Mit dem Arbeitspaket 2.5 „Umsetzung Digital Twin“ wurde noch nicht begonnen.

Nächste Schritte und erwartbare Ergebnisse

Eine der größten Herausforderungen ist es, die Entwicklungsprozesse im Rahmen des Teilprojekts 2 zu implementieren. Zwar untersuchen die Projektbearbeiter:innen schon jetzt, wie eine einzelne Verwaltungsschale aussehen könnte. Dennoch begegnen ihnen auf dem Weg Mengen an Datensilos, die zwar für ihren jeweiligen Einsatzzweck optimiert sind, denen aber die Anbindung an übergreifende Darstellungsweisen fehlt. Was vor allem dann schwierig wird, wenn es Richtung Produktion geht. Gemeint ist: Dass mit Hilfe des digitalen Zwillings Informationen nicht nur nach der Entwicklung abgelegt werden. Sondern in dem Moment, in dem tatsächliche Bauteile hergestellt werden, muss z. B. die minimale und die maximale Crimpkraft definiert werden, die anschließend abgeglichen wird mit dem Istwert – nämlich mit welcher Kraft der Kontakt in der Produktion tatsächlich gecrimpt wurde. Solche Zusammenhänge lassen sich mit Software-Tools beschreiben, die teilweise schon existieren.

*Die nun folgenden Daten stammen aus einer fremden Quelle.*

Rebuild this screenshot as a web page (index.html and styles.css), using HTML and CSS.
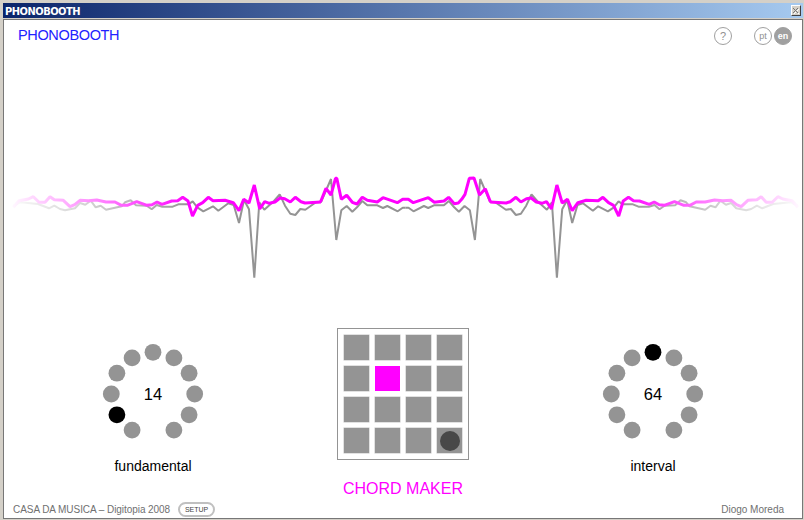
FILE: index.html
```html
<!DOCTYPE html>
<html lang="en">
<head>
<meta charset="utf-8">
<title>PHONOBOOTH</title>
<link rel="stylesheet" href="styles.css">
</head>
<body>
<div class="window">
  <header class="titlebar">
    <span class="title">PHONOBOOTH</span>
    <button class="close" aria-label="Close"><svg width="8" height="8" viewBox="0 0 8 8"><path d="M2 2l5 5M7 2L2 7" stroke="#fff"/><path d="M1 1l5 5M6 1L1 6" stroke="#777"/></svg></button>
  </header>
  <main class="client">
    <div class="top">
      <h1 class="brand">PHONOBOOTH</h1>
      <nav class="tools">
        <span class="round help">?</span>
        <span class="round">pt</span>
        <span class="round active">en</span>
      </nav>
    </div>
    <svg class="wave" width="798" height="130" viewBox="4 165 798 130">
      <defs>
        <linearGradient id="fade" gradientUnits="userSpaceOnUse" x1="8" y1="0" x2="803" y2="0">
          <stop offset="0" stop-color="#fff" stop-opacity="0"/>
          <stop offset=".03" stop-color="#fff" stop-opacity=".15"/>
          <stop offset=".115" stop-color="#fff" stop-opacity=".48"/>
          <stop offset=".23" stop-color="#fff"/>
          <stop offset=".77" stop-color="#fff"/>
          <stop offset=".885" stop-color="#fff" stop-opacity=".48"/>
          <stop offset=".97" stop-color="#fff" stop-opacity=".15"/>
          <stop offset="1" stop-color="#fff" stop-opacity="0"/>
        </linearGradient>
        <mask id="edges" maskUnits="userSpaceOnUse" x="0" y="160" width="804" height="140"><rect x="0" y="160" width="804" height="140" fill="url(#fade)"/></mask>
        <polyline id="grey-half" points="13.3,206 20,202.3 38,204 49,208.3 54.3,205.7 60,209 65,210.3 75,208.3 80,203 85.3,204.7 90.7,200.7 95.7,207.3 100.7,205.7 106,209.7 121.7,206.3 125,202.3 130.7,200.3 136,205.3 146.7,205.7 151.7,209.3 156.7,205 162.3,206.7 172.7,206.7 178.3,204.3 188.3,204.3 192.7,201.3 197.3,207.3 203.3,211.3 213,206.3 218.3,210.7 228.3,203.3 233.7,205 239,223 244,200 249,209.3 254.3,277.7 259.3,202.3 264.3,209.7 274,201 279.7,194.3 285,205.7 290.3,213.7 295.3,215 300.3,209 305.3,209.7 316,202.3 321,202 331,179 336.3,240 341.3,210.3 346.7,206 352.3,211.7 357,207.3 362.3,201 367.3,205.3 377.3,205.3 383,208 387.3,206 397.7,211.3 402.7,207.7 405.6,207.7"/>
        <polyline id="pink-half" points="13.3,207.3 19,200.7 28.3,199 33.3,196.7 39,202.3 45,202.3 50,196.7 54.3,199.7 63.3,200.3 70,206.7 74.7,204.7 80,200.3 88.3,200.7 96.7,200 106,202 115,202 121.3,205.3 127.3,205.3 136.7,201.7 147,205.3 152,204.7 157,202 162,204.3 171.7,201 177.7,200.7 182.7,197.3 188,201 192.5,216 197.7,205.3 202.7,202.7 208.3,197.3 213,200.7 225,200.3 233.3,202.7 239,210.7 243.7,199.3 249,203 254.3,185 259.7,209 264.7,201.7 269.3,203.3 275,202 280,198 284.7,198.7 290.3,202 295.3,197.3 301,201.7 305,203 321,202"/>
      </defs>
      <g mask="url(#edges)" fill="none" stroke-linejoin="bevel">
        <g stroke="#949494" stroke-width="2">
          <use href="#grey-half"/>
          <use href="#grey-half" transform="translate(811.2) scale(-1 1)"/>
        </g>
        <g stroke="#f0f" stroke-width="3">
          <use href="#pink-half"/>
          <use href="#pink-half" transform="translate(811.2) scale(-1 1)"/>
          <polyline points="320.5,202 326,188.3 331,195 335.5,178.3 336.8,178.3 341.3,199.3 346.7,195.3 352.3,202.3 357,204 362.3,197.3 367.3,200.3 377.3,202 383,197.7 397.3,202.7 402.7,199.3 408.3,199.3 413.3,202.7 428.3,197.7 434.3,202.3 444,201 448.6,197.3 454.3,203.7 458.3,203 461.7,199.3 465,194.3 469.3,178.3 474,178 479.5,195 485.3,188.7 490.5,202"/>
        </g>
      </g>
    </svg>
    <div class="controls">
      <section class="dial">
        <div class="ring">
          <svg width="102" height="102" viewBox="-51 -51 102 102" fill="#949494">
            <circle cx="-20.9" cy="36.1" r="8.4"/><circle cx="-36.1" cy="20.8" r="8.4" fill="#000"/><circle cx="-41.7" cy="0" r="8.4"/><circle cx="-36.1" cy="-20.8" r="8.4"/><circle cx="-20.9" cy="-36.1" r="8.4"/><circle cx="0" cy="-41.7" r="8.4"/><circle cx="20.9" cy="-36.1" r="8.4"/><circle cx="36.1" cy="-20.8" r="8.4"/><circle cx="41.7" cy="0" r="8.4"/><circle cx="36.1" cy="20.8" r="8.4"/><circle cx="20.9" cy="36.1" r="8.4"/>
          </svg>
          <span class="value">14</span>
        </div>
        <p class="label">fundamental</p>
      </section>
      <section class="chord">
        <div class="pads">
          <i></i><i></i><i></i><i></i>
          <i></i><i class="on"></i><i></i><i></i>
          <i></i><i></i><i></i><i></i>
          <i></i><i></i><i></i><i class="cursor"></i>
        </div>
        <h2 class="mode">CHORD MAKER</h2>
      </section>
      <section class="dial">
        <div class="ring">
          <svg width="102" height="102" viewBox="-51 -51 102 102" fill="#949494">
            <circle cx="-20.9" cy="36.1" r="8.4"/><circle cx="-36.1" cy="20.8" r="8.4"/><circle cx="-41.7" cy="0" r="8.4"/><circle cx="-36.1" cy="-20.8" r="8.4"/><circle cx="-20.9" cy="-36.1" r="8.4"/><circle cx="0" cy="-41.7" r="8.4" fill="#000"/><circle cx="20.9" cy="-36.1" r="8.4"/><circle cx="36.1" cy="-20.8" r="8.4"/><circle cx="41.7" cy="0" r="8.4"/><circle cx="36.1" cy="20.8" r="8.4"/><circle cx="20.9" cy="36.1" r="8.4"/>
          </svg>
          <span class="value">64</span>
        </div>
        <p class="label">interval</p>
      </section>
    </div>
    <footer class="footer">
      <span class="credit">CASA DA MUSICA – Digitopia 2008</span>
      <button class="setup">SETUP</button>
      <span class="author">Diogo Moreda</span>
    </footer>
  </main>
</div>
</body>
</html>
```

FILE: styles.css
```css
* { box-sizing: border-box; margin: 0; padding: 0; }
body { width: 804px; height: 520px; overflow: hidden; font-family: "Liberation Sans", Arial, sans-serif; }
.window { width: 804px; height: 520px; padding: 3px 1px 1px 3px; background: #d4d0c8; display: flex; flex-direction: column; }
.titlebar { height: 15px; flex: none; display: flex; align-items: center; justify-content: space-between; padding: 0 2px 0 2px; background: linear-gradient(90deg, #0a246a, #a6caf0); }
.title { color: #fff; font: bold 11px/15px "DejaVu Sans Condensed", "DejaVu Sans", sans-serif; letter-spacing: -0.5px; padding-top: 1px; }
.close { width: 10px; height: 11px; background: #d4d0c8; border: 1px solid; border-color: #fff #404040 #404040 #fff; line-height: 0; }
.client { flex: 1; margin-top: 1px; border: 1px solid #777; background: #fff; display: flex; flex-direction: column; }
.top { height: 145px; display: flex; justify-content: space-between; align-items: flex-start; padding: 7px 10px 0 14px; }
.brand { font-weight: normal; font-size: 14.5px; line-height: 17px; color: #22f; letter-spacing: -0.35px; }
.tools { display: flex; }
.round { width: 18px; height: 18px; margin-left: 2px; border: 1px solid #a0a0a0; border-radius: 50%; font-size: 9px; line-height: 16px; text-align: center; color: #909090; }
.help { margin-right: 20px; font-size: 11px; }
.active { background: #a0a0a0; color: #fff; font-weight: bold; }
.wave { flex: none; display: block; }
.controls { flex: none; height: 205px; display: flex; justify-content: space-between; padding: 33px 98px 0 98px; }
.dial { width: 102px; padding-top: 15px; text-align: center; }
.ring { display: grid; place-items: center; height: 102px; }
.ring > * { grid-area: 1 / 1; }
.value { font-size: 16.5px; line-height: 20px; }
.label { margin-top: 13px; font-size: 14px; line-height: 17px; }
.chord { width: 132px; text-align: center; }
.pads { width: 132px; height: 132px; border: 1px solid #949494; padding: 5.6px; display: grid; grid-template-columns: repeat(4, 25px); grid-template-rows: repeat(4, 25px); gap: 6.3px; }
.pads i { background: #949494; box-shadow: 0 0 0 0.5px #c4c4c4; display: grid; place-items: center; }
.pads .on { background: #f0f; box-shadow: none; }
.cursor::after { content: ""; width: 20px; height: 20px; border-radius: 50%; background: #484848; }
.mode { margin-top: 19px; font-weight: normal; font-size: 16px; line-height: 19px; color: #f0f; white-space: nowrap; }
.footer { flex: 1; display: flex; align-items: center; padding: 0 18px 0 9px; font-size: 10px; color: #707070; }
.credit { letter-spacing: -0.06px; }
.setup { width: 37px; height: 15px; margin-left: 8px; border: 2px solid #c0c0c0; border-radius: 8px; background: #fff; font: 7px/11px "Liberation Sans", sans-serif; color: #444; }
.author { margin-left: auto; }
```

Im nächsten Schritt wird das Arbeitspaket 2.5 begonnen mit dem Ziel den Digital Twin bis „Mitte 2024 umzusetzen. Dabei ist das Kernthema wie der Digitale Zwilling des gesamten Leitungssatzes realisiert werden kann. Dazu gehört die Erarbeitung eines generischen Prozessmodells, das am Beispiel des Leitungssatzes die Entwicklung der Verwaltungsschale zeigt. Dabei soll vor allem erreicht werden, dass schon im Engineering die Fähigkeiten der späteren Produktionssysteme berücksichtigt werden, sodass beispielsweise die Verwaltungsschalen eines Leitungssatzes mit den Verwaltungsschalen infrage kommender Fabriken abgeglichen werden können.

Als weiterer Aspekt des Engineering-Prozesses soll einerseits der Faktor "Design-to-Cost", andererseits aber auch die Erfüllung ökologischer Nachhaltigkeitskriterien berücksichtigt werden. Dabei geht es insbesondere um Bewertungen und Entscheidungskriterien, beispielsweise bei der Auswahl von Materialien, wie Recycling-Material.